__WHAT IS ASKED__
Set out each line from the following listing that includes the word "this".

__PROVIDED MATERIAL__
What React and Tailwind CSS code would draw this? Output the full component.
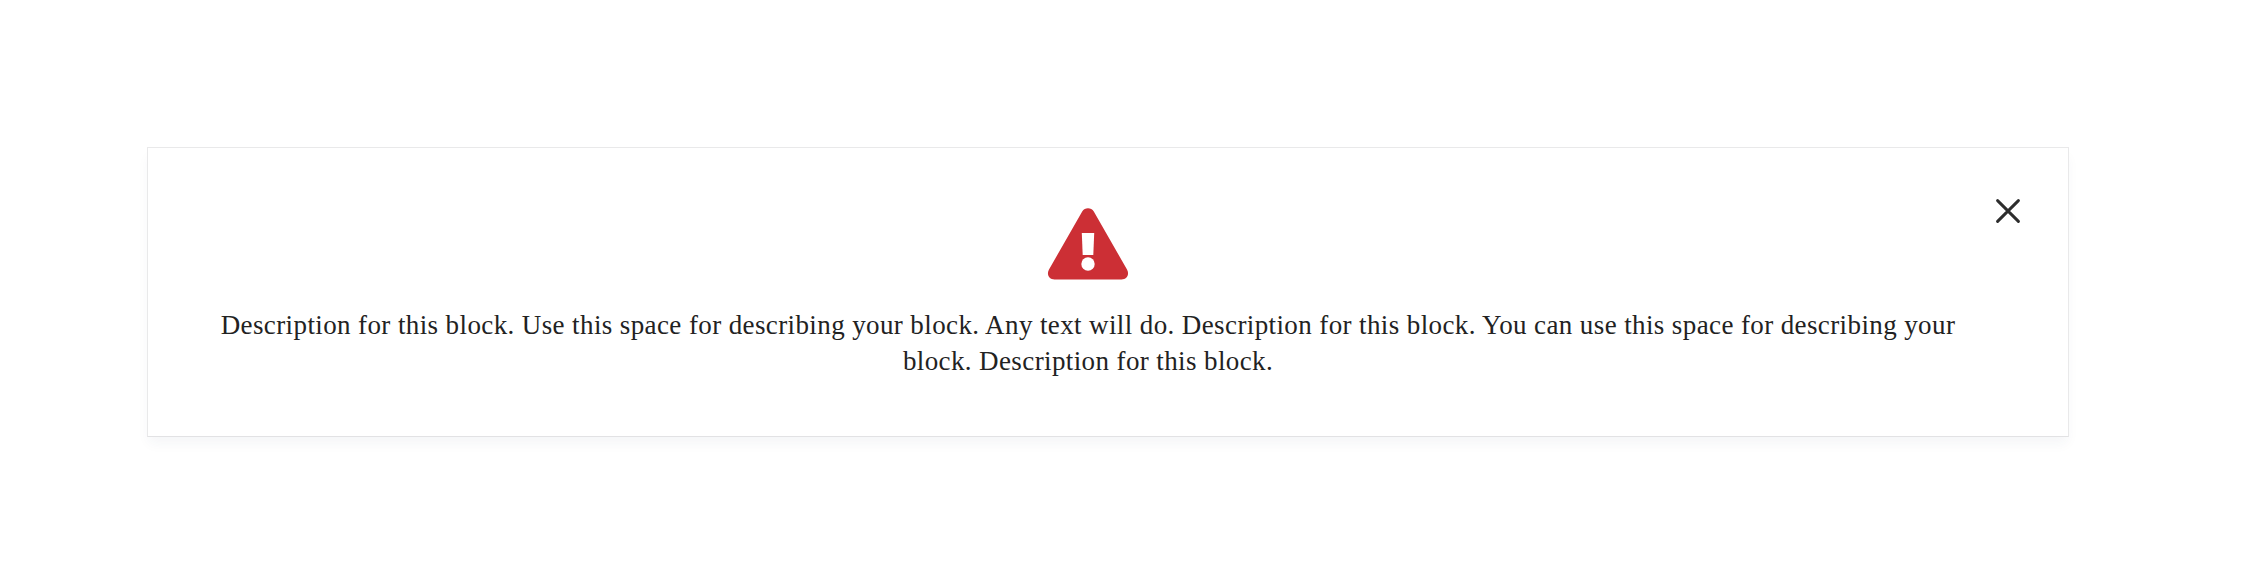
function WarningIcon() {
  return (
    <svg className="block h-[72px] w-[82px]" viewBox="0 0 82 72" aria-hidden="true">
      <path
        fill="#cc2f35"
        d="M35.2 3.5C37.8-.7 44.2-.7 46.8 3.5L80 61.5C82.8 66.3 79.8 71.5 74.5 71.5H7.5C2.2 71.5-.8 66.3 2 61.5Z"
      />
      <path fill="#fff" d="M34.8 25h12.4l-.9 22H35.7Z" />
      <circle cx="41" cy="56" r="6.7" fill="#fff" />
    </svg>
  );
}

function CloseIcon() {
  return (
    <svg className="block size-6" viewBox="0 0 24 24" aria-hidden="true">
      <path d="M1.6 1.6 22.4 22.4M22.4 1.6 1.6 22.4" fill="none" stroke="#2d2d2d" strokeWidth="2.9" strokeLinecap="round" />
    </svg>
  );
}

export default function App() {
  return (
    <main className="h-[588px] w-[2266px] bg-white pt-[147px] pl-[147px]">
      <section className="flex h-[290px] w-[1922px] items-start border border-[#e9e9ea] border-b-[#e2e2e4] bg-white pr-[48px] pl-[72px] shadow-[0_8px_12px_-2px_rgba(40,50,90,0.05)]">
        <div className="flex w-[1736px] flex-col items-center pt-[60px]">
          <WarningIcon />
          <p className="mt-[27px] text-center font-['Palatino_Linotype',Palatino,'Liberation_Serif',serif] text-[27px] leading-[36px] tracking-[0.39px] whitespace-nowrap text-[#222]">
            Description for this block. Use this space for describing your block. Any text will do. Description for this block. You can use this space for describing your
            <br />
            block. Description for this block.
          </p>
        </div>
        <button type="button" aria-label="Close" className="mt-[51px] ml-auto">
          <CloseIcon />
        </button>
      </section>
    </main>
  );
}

__ANSWER BELOW__
What React and Tailwind CSS code would draw this? Output the full component.
            Description for this block. Use this space for describing your block. Any text will do. Description for this block. You can use this space for describing your
            block. Description for this block.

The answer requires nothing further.